*Data segment*
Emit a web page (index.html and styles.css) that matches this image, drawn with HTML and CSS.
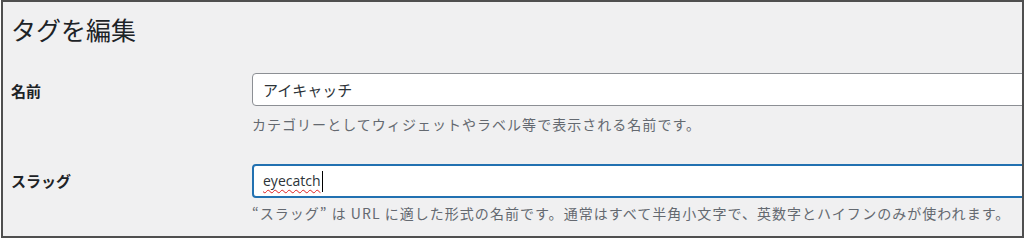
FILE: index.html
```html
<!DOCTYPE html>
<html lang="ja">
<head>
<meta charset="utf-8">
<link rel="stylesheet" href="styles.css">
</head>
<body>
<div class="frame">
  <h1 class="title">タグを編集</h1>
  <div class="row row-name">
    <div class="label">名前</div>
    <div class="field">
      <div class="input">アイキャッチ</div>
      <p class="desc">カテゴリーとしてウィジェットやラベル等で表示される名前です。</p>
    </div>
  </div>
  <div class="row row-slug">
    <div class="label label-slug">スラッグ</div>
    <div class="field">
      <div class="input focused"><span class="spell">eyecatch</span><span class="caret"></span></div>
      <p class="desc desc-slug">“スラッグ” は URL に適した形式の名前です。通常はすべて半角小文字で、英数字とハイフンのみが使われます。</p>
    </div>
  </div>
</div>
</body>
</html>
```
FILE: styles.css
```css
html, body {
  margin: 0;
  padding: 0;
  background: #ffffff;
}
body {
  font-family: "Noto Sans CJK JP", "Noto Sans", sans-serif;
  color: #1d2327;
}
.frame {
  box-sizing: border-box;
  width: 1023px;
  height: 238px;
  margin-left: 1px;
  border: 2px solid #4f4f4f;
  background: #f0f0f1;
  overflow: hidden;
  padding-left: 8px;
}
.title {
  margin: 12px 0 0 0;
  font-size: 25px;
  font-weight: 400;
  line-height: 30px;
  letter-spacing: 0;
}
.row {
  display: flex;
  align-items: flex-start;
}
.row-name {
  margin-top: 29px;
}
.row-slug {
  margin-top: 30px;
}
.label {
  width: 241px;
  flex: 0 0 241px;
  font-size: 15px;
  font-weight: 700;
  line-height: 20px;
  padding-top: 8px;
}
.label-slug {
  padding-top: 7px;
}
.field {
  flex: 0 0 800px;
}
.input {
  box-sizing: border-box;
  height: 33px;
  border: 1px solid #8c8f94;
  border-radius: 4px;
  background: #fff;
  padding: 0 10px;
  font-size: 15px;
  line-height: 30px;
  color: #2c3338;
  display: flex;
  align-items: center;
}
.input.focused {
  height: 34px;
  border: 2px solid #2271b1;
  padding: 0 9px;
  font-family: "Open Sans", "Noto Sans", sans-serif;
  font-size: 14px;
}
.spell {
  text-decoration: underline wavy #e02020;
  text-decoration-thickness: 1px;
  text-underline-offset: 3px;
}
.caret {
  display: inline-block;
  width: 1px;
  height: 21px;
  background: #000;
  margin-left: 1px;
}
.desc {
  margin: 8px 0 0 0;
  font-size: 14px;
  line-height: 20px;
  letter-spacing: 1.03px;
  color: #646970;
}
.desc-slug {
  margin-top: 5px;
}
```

*Short problem*
Reproduce the whole listing exactly, but not the images in it.

*Task output*
Emit a web page (index.html and styles.css) that matches this image, drawn with HTML and CSS.
FILE: index.html
```html
<!DOCTYPE html>
<html lang="ja">
<head>
<meta charset="utf-8">
<link rel="stylesheet" href="styles.css">
</head>
<body>
<div class="frame">
  <h1 class="title">タグを編集</h1>
  <div class="row row-name">
    <div class="label">名前</div>
    <div class="field">
      <div class="input">アイキャッチ</div>
      <p class="desc">カテゴリーとしてウィジェットやラベル等で表示される名前です。</p>
    </div>
  </div>
  <div class="row row-slug">
    <div class="label label-slug">スラッグ</div>
    <div class="field">
      <div class="input focused"><span class="spell">eyecatch</span><span class="caret"></span></div>
      <p class="desc desc-slug">“スラッグ” は URL に適した形式の名前です。通常はすべて半角小文字で、英数字とハイフンのみが使われます。</p>
    </div>
  </div>
</div>
</body>
</html>
```
FILE: styles.css
```css
html, body {
  margin: 0;
  padding: 0;
  background: #ffffff;
}
body {
  font-family: "Noto Sans CJK JP", "Noto Sans", sans-serif;
  color: #1d2327;
}
.frame {
  box-sizing: border-box;
  width: 1023px;
  height: 238px;
  margin-left: 1px;
  border: 2px solid #4f4f4f;
  background: #f0f0f1;
  overflow: hidden;
  padding-left: 8px;
}
.title {
  margin: 12px 0 0 0;
  font-size: 25px;
  font-weight: 400;
  line-height: 30px;
  letter-spacing: 0;
}
.row {
  display: flex;
  align-items: flex-start;
}
.row-name {
  margin-top: 29px;
}
.row-slug {
  margin-top: 30px;
}
.label {
  width: 241px;
  flex: 0 0 241px;
  font-size: 15px;
  font-weight: 700;
  line-height: 20px;
  padding-top: 8px;
}
.label-slug {
  padding-top: 7px;
}
.field {
  flex: 0 0 800px;
}
.input {
  box-sizing: border-box;
  height: 33px;
  border: 1px solid #8c8f94;
  border-radius: 4px;
  background: #fff;
  padding: 0 10px;
  font-size: 15px;
  line-height: 30px;
  color: #2c3338;
  display: flex;
  align-items: center;
}
.input.focused {
  height: 34px;
  border: 2px solid #2271b1;
  padding: 0 9px;
  font-family: "Open Sans", "Noto Sans", sans-serif;
  font-size: 14px;
}
.spell {
  text-decoration: underline wavy #e02020;
  text-decoration-thickness: 1px;
  text-underline-offset: 3px;
}
.caret {
  display: inline-block;
  width: 1px;
  height: 21px;
  background: #000;
  margin-left: 1px;
}
.desc {
  margin: 8px 0 0 0;
  font-size: 14px;
  line-height: 20px;
  letter-spacing: 1.03px;
  color: #646970;
}
.desc-slug {
  margin-top: 5px;
}
```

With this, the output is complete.